Diğer bir mevzuat 6698 sayılı Kişisel Verilerin Korunması Kanunu (KVKK) olup bu kanun tüketicilerin üyelik veya abonelik esnasında vermiş oldukları kişisel bilgilerin korunmasını da kapsamaktadır. Kişisel verilerin hukuka aykırı olarak elde edilmiş olabileceği de göz önüne alınarak 5237 sayılı Türk Ceza Kanunu’nun “Verileri Hukuka Aykırı Olarak Verme veya Ele Geçirme” başlıklı 136 ncı maddesi çerçevesinde suç duyurusu seçeneği de göz önünde bulundurulmalıdır. Kanun hükümlerine aykırı olarak tüketicilerin açık rızaları alınmaksızın e-posta adreslerine veya SMS veya çağrı ile cep telefonlarına reklam bildirimleri/aramaları geldiği hususunda Kişisel Verileri Koruma Kurumu’na intikal eden çok sayıda başvuru yapılmıştır bu sebeple buna ilişkin 2018 yılında gerekli önlemler alınmış kurulun 2018’deki bu kararı resmi gazetede yayınlanmıştır.
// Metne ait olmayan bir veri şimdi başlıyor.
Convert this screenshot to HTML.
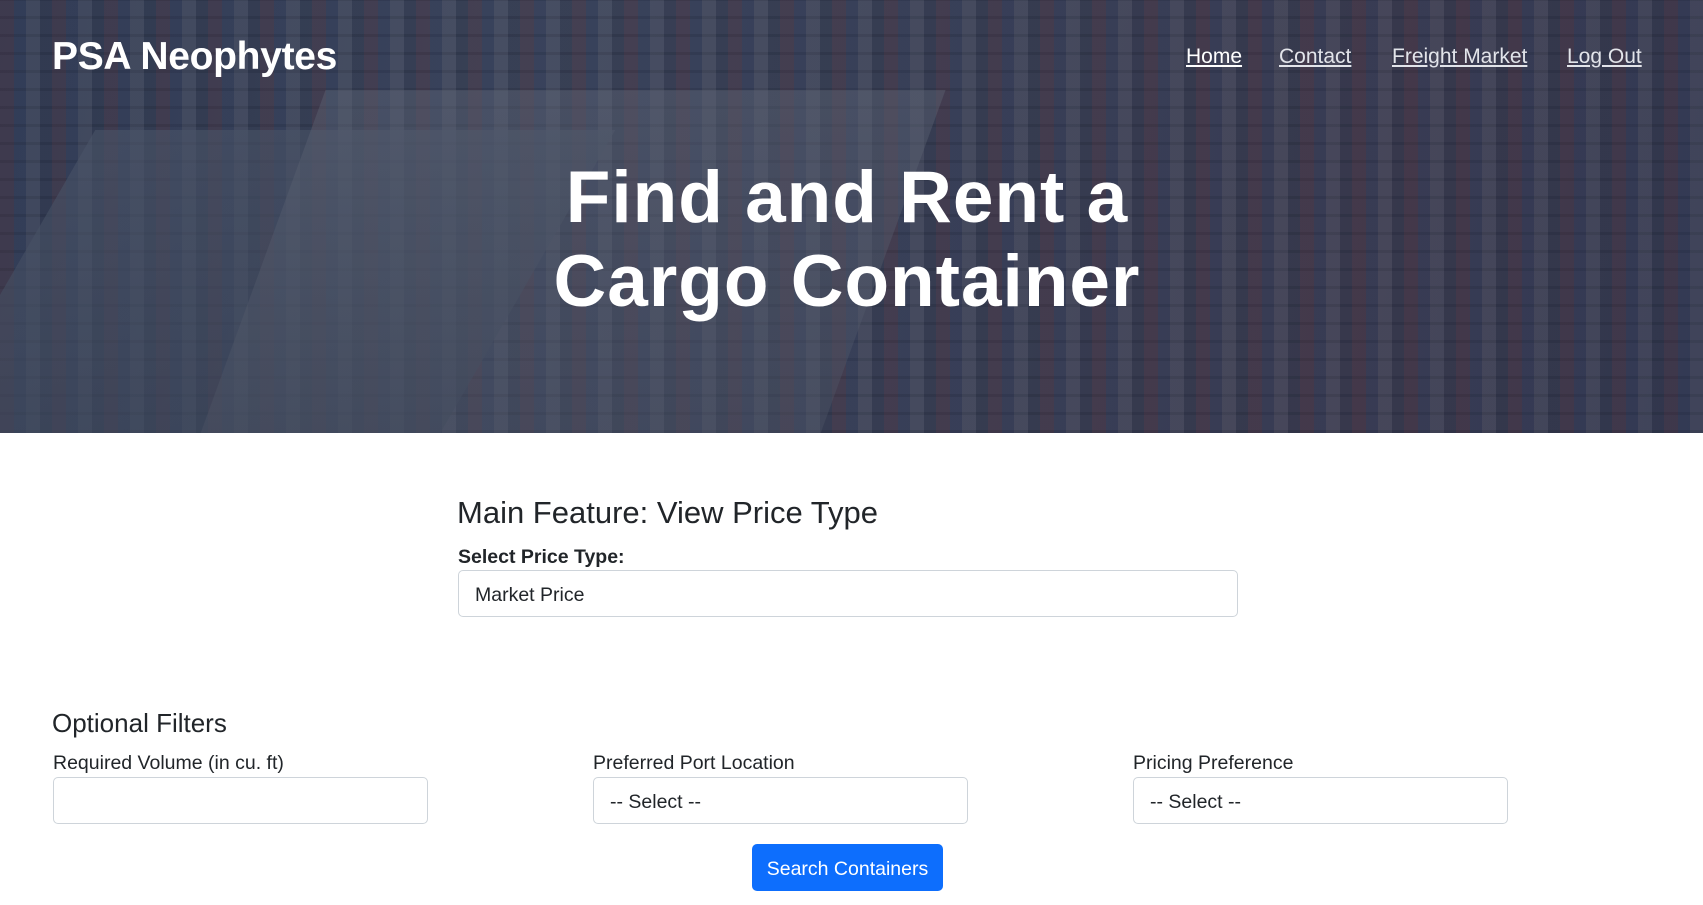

Bu ilke kararı ile; tüketicilerin e-postalarına, cep telefonlarına mesaj şeklinde veya arama şeklinde reklam amaçlı ulaşılması aslında bir aydınlatma ve bilgilendirme kapsamında tüketicinin rızasına bağlıdır. Öncelikle bu konuda tüketiciyi aydınlatacak şekilde ( bilgilendirme formuna ayrı bir imza veya kutucuklara tik atma şeklinde) yapılan reklamları veya iletişimi hangi yolla kabul ettiğini yolları tek tek sayarak (e-posta, telefon araması, mesaj vb..) kabul ediyorum etmiyorum seçenekleri sunulmuş halde onayı alınır ve tüketicinin kabul ettiği bir şekilde iletişime geçilir. Anca burada dikkat edilmesi gereken nokta şudur: Aydınlatma ve Onay farklı iki işlem olarak yapılmalıdır. Çünkü ikisi de farklı işlem farklı bir fiildir. Aydınlatmada tüketici alınan ürün veya işlem konusunda bilgilendirilir veya verilen reklam ya da abone olunacaksa o konuya ilişkin bilgiler verilir. Daha sonra abonelik veya üyelik hatta verilen iletişim bilgilerinin başka mecralarda kullanılması veya SMS / mail gönderilmesi işlemlerinin onayı alınmaktadır.